About the Author:
Pedro E. Guerrero (1917–2012) spent his career of more than 60 years photographing the most illustrious American architects and artists of the 20th century, the most famous of whom was Frank Lloyd Wright. Following Wright’s death, Guerrero went on to document the groundbreaking modernist works of Marcel Breuer, Philip Johnson and Edward Durell Stone, as well as such legendary figures as Alexander Calder, Louise Nevelson, John Huston, Julia Child and Alexey Brodovich.
Martin Filler (foreword) is an American architecture critic who has been a contributor to The New York Review of Books since 1985. His writing on modern architecture has been published in more than 30 journals, magazines and newspapers in the U.S., Europe and Japan.

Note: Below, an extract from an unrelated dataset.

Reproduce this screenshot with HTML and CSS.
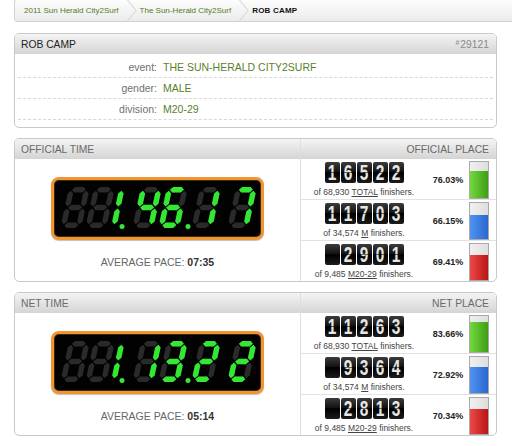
FILE: index.html
```html
<!DOCTYPE html>
<html>
<head>
<meta charset="utf-8">
<link rel="stylesheet" href="styles.css">
</head>
<body>
<nav class="crumbs">
  <a class="crumb">2011 Sun Herald City2Surf</a>
  <svg class="sep" viewBox="0 0 10 21" width="10" height="21"><polyline points="0.5,0 9,10.5 0.5,21" fill="none" stroke="#cfcfcf" stroke-width="1"/></svg>
  <a class="crumb">The Sun-Herald City2Surf</a>
  <svg class="sep" viewBox="0 0 10 21" width="10" height="21"><polyline points="0.5,0 9,10.5 0.5,21" fill="none" stroke="#cfcfcf" stroke-width="1"/></svg>
  <span class="crumb-current">ROB CAMP</span>
</nav>

<section class="card">
  <div class="hd hd-dark"><span>ROB CAMP</span><span class="bib"><span class="hash">#</span>29121</span></div>
  <div class="info">
    <div class="row"><span class="lbl">event:</span><span class="val">THE SUN-HERALD CITY2SURF</span></div>
    <div class="row"><span class="lbl">gender:</span><span class="val">MALE</span></div>
    <div class="row"><span class="lbl">division:</span><span class="val">M20-29</span></div>
  </div>
</section>

<section class="card split">
  <div class="time-col">
    <div class="hd">OFFICIAL TIME</div>
    <div class="time-body">
      <div class="lcd">
        <svg viewBox="0 0 207 57" width="207" height="57">
          <defs>
            <polygon id="sa" points="3.5,2.75 6.25,0 14.75,0 17.5,2.75 14.75,5.5 6.25,5.5"/>
            <polygon id="sg" points="3.5,20.5 6.25,17.75 14.75,17.75 17.5,20.5 14.75,23.25 6.25,23.25"/>
            <polygon id="sd" points="3.5,38.25 6.25,35.5 14.75,35.5 17.5,38.25 14.75,41 6.25,41"/>
            <polygon id="sf" points="2.75,3.75 5.5,6.5 5.5,16.75 2.75,19.5 0,16.75 0,6.5"/>
            <polygon id="se" points="2.75,21.5 5.5,24.25 5.5,34.5 2.75,37.25 0,34.5 0,24.25"/>
            <polygon id="sb" points="18.25,3.75 21,6.5 21,16.75 18.25,19.5 15.5,16.75 15.5,6.5"/>
            <polygon id="sc" points="18.25,21.5 21,24.25 21,34.5 18.25,37.25 15.5,34.5 15.5,24.25"/>
            <g id="d8"><use href="#sa"/><use href="#sb"/><use href="#sc"/><use href="#sd"/><use href="#se"/><use href="#sf"/><use href="#sg"/></g>
          </defs>
          <g transform="translate(15 7) skewX(-12)"><use href="#d8" class="off"/></g>
          <g transform="translate(40 7) skewX(-12)"><use href="#d8" class="off"/></g>
          <g transform="translate(50 7) skewX(-12)"><use href="#sb" class="on"/><use href="#sc" class="on"/></g>
          <circle cx="68" cy="46.5" r="2.5" class="on"/>
          <g transform="translate(87 7) skewX(-12)"><use href="#d8" class="off"/><use href="#sb" class="on"/><use href="#sc" class="on"/><use href="#sf" class="on"/><use href="#sg" class="on"/></g>
          <g transform="translate(113 7) skewX(-12)"><use href="#d8" class="off"/><use href="#sa" class="on"/><use href="#sc" class="on"/><use href="#sd" class="on"/><use href="#se" class="on"/><use href="#sf" class="on"/><use href="#sg" class="on"/></g>
          <circle cx="134" cy="46.5" r="2.5" class="on"/>
          <g transform="translate(146 7) skewX(-12)"><use href="#d8" class="off"/><use href="#sb" class="on"/><use href="#sc" class="on"/></g>
          <g transform="translate(182 7) skewX(-12)"><use href="#d8" class="off"/><use href="#sa" class="on"/><use href="#sb" class="on"/><use href="#sc" class="on"/></g>
        </svg>
      </div>
      <div class="pace">AVERAGE PACE: <b>07:35</b></div>
    </div>
  </div>
  <div class="place-col">
    <div class="hd hd-right">OFFICIAL PLACE</div>
    <div class="prow">
      <div class="rank">
        <div class="counter"><span class="dg"><span>1</span></span><span class="dg"><span>6</span></span><span class="dg"><span>5</span></span><span class="dg"><span>2</span></span><span class="dg"><span>2</span></span></div>
        <div class="cap">of 68,930 <u>TOTAL</u> finishers.</div>
      </div>
      <div class="pct">76.03%</div>
      <div class="bar"><div class="fill green" style="height:76.03%"></div></div>
    </div>
    <div class="prow">
      <div class="rank">
        <div class="counter"><span class="dg"><span>1</span></span><span class="dg"><span>1</span></span><span class="dg"><span>7</span></span><span class="dg"><span>0</span></span><span class="dg"><span>3</span></span></div>
        <div class="cap">of 34,574 <u>M</u> finishers.</div>
      </div>
      <div class="pct">66.15%</div>
      <div class="bar"><div class="fill blue" style="height:66.15%"></div></div>
    </div>
    <div class="prow">
      <div class="rank">
        <div class="counter"><span class="dg"></span><span class="dg"><span>2</span></span><span class="dg"><span>9</span></span><span class="dg"><span>0</span></span><span class="dg"><span>1</span></span></div>
        <div class="cap">of 9,485 <u>M20-29</u> finishers.</div>
      </div>
      <div class="pct">69.41%</div>
      <div class="bar"><div class="fill red" style="height:69.41%"></div></div>
    </div>
  </div>
</section>

<section class="card split">
  <div class="time-col">
    <div class="hd">NET TIME</div>
    <div class="time-body">
      <div class="lcd">
        <svg viewBox="0 0 207 57" width="207" height="57">
          <g transform="translate(15 7) skewX(-12)"><use href="#d8" class="off"/></g>
          <g transform="translate(40 7) skewX(-12)"><use href="#d8" class="off"/></g>
          <g transform="translate(50 7) skewX(-12)"><use href="#sb" class="on"/><use href="#sc" class="on"/></g>
          <circle cx="68" cy="46.5" r="2.5" class="on"/>
          <g transform="translate(87 7) skewX(-12)"><use href="#d8" class="off"/><use href="#sb" class="on"/><use href="#sc" class="on"/></g>
          <g transform="translate(113 7) skewX(-12)"><use href="#d8" class="off"/><use href="#sa" class="on"/><use href="#sb" class="on"/><use href="#sc" class="on"/><use href="#sd" class="on"/><use href="#sg" class="on"/></g>
          <circle cx="134" cy="46.5" r="2.5" class="on"/>
          <g transform="translate(146 7) skewX(-12)"><use href="#d8" class="off"/><use href="#sa" class="on"/><use href="#sb" class="on"/><use href="#sg" class="on"/><use href="#se" class="on"/><use href="#sd" class="on"/></g>
          <g transform="translate(182 7) skewX(-12)"><use href="#d8" class="off"/><use href="#sa" class="on"/><use href="#sb" class="on"/><use href="#sg" class="on"/><use href="#se" class="on"/><use href="#sd" class="on"/></g>
        </svg>
      </div>
      <div class="pace">AVERAGE PACE: <b>05:14</b></div>
    </div>
  </div>
  <div class="place-col">
    <div class="hd hd-right">NET PLACE</div>
    <div class="prow">
      <div class="rank">
        <div class="counter"><span class="dg"><span>1</span></span><span class="dg"><span>1</span></span><span class="dg"><span>2</span></span><span class="dg"><span>6</span></span><span class="dg"><span>3</span></span></div>
        <div class="cap">of 68,930 <u>TOTAL</u> finishers.</div>
      </div>
      <div class="pct">83.66%</div>
      <div class="bar"><div class="fill green" style="height:83.66%"></div></div>
    </div>
    <div class="prow">
      <div class="rank">
        <div class="counter"><span class="dg"></span><span class="dg"><span>9</span></span><span class="dg"><span>3</span></span><span class="dg"><span>6</span></span><span class="dg"><span>4</span></span></div>
        <div class="cap">of 34,574 <u>M</u> finishers.</div>
      </div>
      <div class="pct">72.92%</div>
      <div class="bar"><div class="fill blue" style="height:72.92%"></div></div>
    </div>
    <div class="prow">
      <div class="rank">
        <div class="counter"><span class="dg"></span><span class="dg"><span>2</span></span><span class="dg"><span>8</span></span><span class="dg"><span>1</span></span><span class="dg"><span>3</span></span></div>
        <div class="cap">of 9,485 <u>M20-29</u> finishers.</div>
      </div>
      <div class="pct">70.34%</div>
      <div class="bar"><div class="fill red" style="height:70.34%"></div></div>
    </div>
  </div>
</section>
</body>
</html>
```

FILE: styles.css
```css
* { box-sizing: border-box; }
html, body { margin: 0; padding: 0; background: #fff; }
body {
  width: 512px;
  height: 446px;
  overflow: hidden;
  font-family: "Liberation Sans", Arial, sans-serif;
  color: #333;
}

/* breadcrumb */
.crumbs {
  display: flex;
  align-items: center;
  height: 23px;
  margin: -1px -20px 0 14px;
  padding-left: 9px;
  border: 1px solid #d2d2d2;
  border-radius: 3px;
  background: linear-gradient(#fdfdfd, #ebebeb);
  font-size: 8px;
}
.crumb { color: #4f7d1f; white-space: nowrap; }
.sep { display: block; margin: 0 3px 0 8px; flex: none; }
.crumb-current { font-weight: bold; color: #111; letter-spacing: 0.2px; white-space: nowrap; }

/* cards */
.card {
  width: 483px;
  margin: 10px 0 0 14px;
  border: 1px solid #c9c9c9;
  border-radius: 5px;
  overflow: hidden;
  background: #fff;
}
.crumbs + .card { margin-top: 11px; }
.hd {
  height: 20px;
  display: flex;
  align-items: center;
  justify-content: space-between;
  padding: 0 7px 0 6px;
  background: linear-gradient(#f4f4f4, #d4d4d4);
  font-size: 10.3px;
  color: #6a6a6a;
  white-space: nowrap;
}
.hd-dark { color: #222; }
.hd-right { justify-content: flex-end; }
.bib { color: #8a8a8a; }
.hash { font-size: 7px; vertical-align: 3px; margin-right: 1px; }

.info { padding: 3px 3px 7px; }
.row {
  display: grid;
  grid-template-columns: 139px 1fr;
  column-gap: 6px;
  align-items: center;
  height: 21px;
  border-bottom: 1px dashed #d8d8d8;
  font-size: 10.5px;
}
.lbl { text-align: right; color: #707070; }
.val { color: #5a7f2a; }

/* split cards */
.split { display: flex; }
.time-col { width: 285px; flex: none; }
.place-col { width: 196px; flex: none; border-left: 1px solid #dedede; }
.time-body {
  display: flex;
  flex-direction: column;
  align-items: center;
  padding-top: 18px;
}
.lcd {
  width: 213px;
  height: 63px;
  border: 3px solid #f29530;
  border-radius: 8px;
  background: #020202;
  box-shadow: inset 0 0 0 1px #3b2a14, 0 1px 1px rgba(0,0,0,.25);
}
.lcd svg { display: block; }
.off { fill: #2a2a2a; }
.on { fill: #33e833; }
.pace {
  margin-top: 16px;
  font-size: 10.5px;
  line-height: 12px;
  color: #666;
}
.pace b { color: #333; }

.prow {
  display: grid;
  grid-template-columns: 126px 42px 20px;
  padding-right: 5px;
  height: 41px;
  border-bottom: 1px solid #e2e2e2;
}
.prow:last-child { height: 40px; border-bottom: 0; }
.rank {
  display: flex;
  flex-direction: column;
  align-items: center;
  padding-top: 3px;
}
.counter { display: flex; gap: 1px; }
.dg {
  position: relative;
  width: 15px;
  height: 21px;
  border-radius: 2px;
  background: linear-gradient(#3c3c3c, #111 48%, #000 52%, #1c1c1c);
  color: #e6e6e6;
  font-weight: bold;
  font-size: 22px;
  line-height: 21px;
  text-align: center;
}
.dg span { display: inline-block; transform: scaleX(0.7); }
.dg::after {
  content: "";
  position: absolute;
  left: 0;
  right: 0;
  top: 10px;
  height: 1px;
  background: rgba(0,0,0,.55);
}
.cap {
  margin-top: 4px;
  font-size: 8.5px;
  line-height: 10px;
  color: #444;
  white-space: nowrap;
}
.pct {
  align-self: center;
  text-align: center;
  font-size: 9px;
  font-weight: bold;
  color: #222;
  padding-top: 2px;
}
.bar {
  align-self: end;
  height: 38px;
  border: 1px solid #a9a9a9;
  background: linear-gradient(to right, #f0f0f0, #dedede);
  display: flex;
  flex-direction: column;
  justify-content: flex-end;
}
.fill { width: 100%; }
.green { background: linear-gradient(to right, #72d93c, #3f9d17); }
.blue { background: linear-gradient(to right, #4f93f0, #2a68d0); }
.red { background: linear-gradient(to right, #ee4747, #b81616); }
```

He is the author of Makers of Modern Architecture: From Frank Lloyd Wright to Frank Gehry (2007) and Makers of Modern Architecture, Volume II: From Le Corbusier to Rem Koolhaas (2013).
Dixie Legler Guerrero (afterword), who married Pedro Guerrero in 2008, was the founder and editor of the Frank Lloyd Wright Quarterly for the Frank Lloyd Wright Foundation. She is the author of several books, including Frank Lloyd Wright: The Western Work (1999) and Prairie Style: Houses and Gardens by Frank Lloyd Wright and the Prairie School (1999).
From Library Journal:
In 1939 Guerrero was hired by Frank Lloyd Wright to photograph himself and his work. This began a 20-year association during which Guerrero documented the evolution of Taliesin in Arizona from a camp into a renowned architectural community. Guerrero also captured Wright on film at Taliesin East in Wisconsin, at his suite in New York, and at work sites. Wright's apprentices are seen learning their trade and even growing their own food. Guerrero masterfully combines candid and posed duotones with perhaps the finest photographs ever taken of Wright's extraordinary structures. Some of the photos are the only ones documenting projects on completion, before the changes made by subsequent owners. Guerrero's candid and entertaining stories complete this important addition to the extensive body of work about the architect. Though not intended to rival William Allin Storrer's The Frank Lloyd Wright Companion (LJ 2/1/ 94), this is a more human, impressionistic volume. Recommended for most libraries.
Daniel J. Lombardo, Jones Lib., Amherst, Mass.